The author of a blog I follow was offended by the headline, Celebrate Black Love!, on Ebony Magazine’s recent issue. Her position was that she did not like the headline mentioning skin color. You can read her entire post here. My response is below.
Your post could be considered a tad controversial. Race and skin color are American issues and have been since this country became populated by people other than Native Americans. I have to ask, though, what is unrealistic about the Obama family? Why do they have to be ‘quintessential’? Are all other black couples in a committed, successful relationship less worthy of acknowledgment? And who is to say that the black community needs an example of a black married couple with a stable life? Perhaps [white] America does not see or know about stable, loving, black married couples because the media choose not to report about them.

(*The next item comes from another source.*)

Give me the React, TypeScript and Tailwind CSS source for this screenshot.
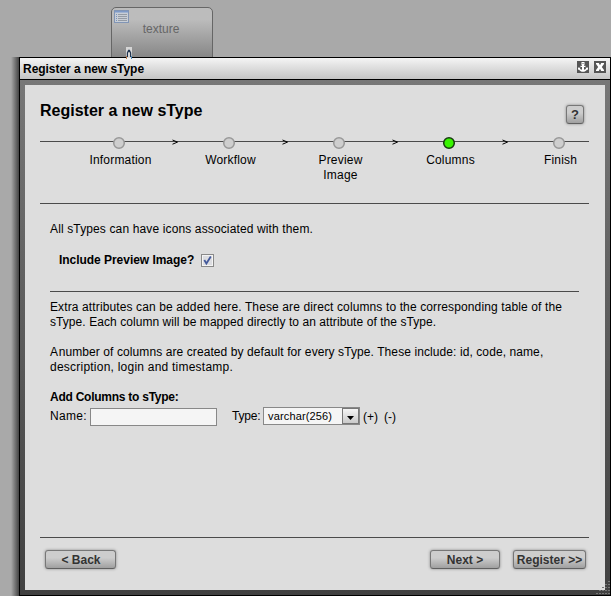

After a perusal of even one issue of Ebony, one would realize that the magazine does not encourage division; Ebony does, however, celebrate distinction and positivity in the black community because those attributes (regarding blacks) are celebrated in so few other mainstream American media outlets. And why is the headline curious? I am somewhat perturbed that you’re offended by the headline. It may be curious to some outside of the black community perhaps, but not to the black community.
What is curious to me is the last part of the post title – please go somewhere else. Can we not disagree with you? I am not easily offended, but I am annoyed (as perhaps any other ethnicity might be) that someone outside of the community is suggesting how we should see and represent ourselves.
America is a country where race is still a contentious issue, and race will continue to be an issue until we all decide to look past it. Skin color is an inextricable part of some groups’ ethnicity/identity. I agree that it would be wonderful to celebrate love without attaching a color, but that’s just not the way this country sees things right now. America still judges people by the color of their skin, not by the content of their character, and I can see that that is slowly changing. But for now, America still sees color.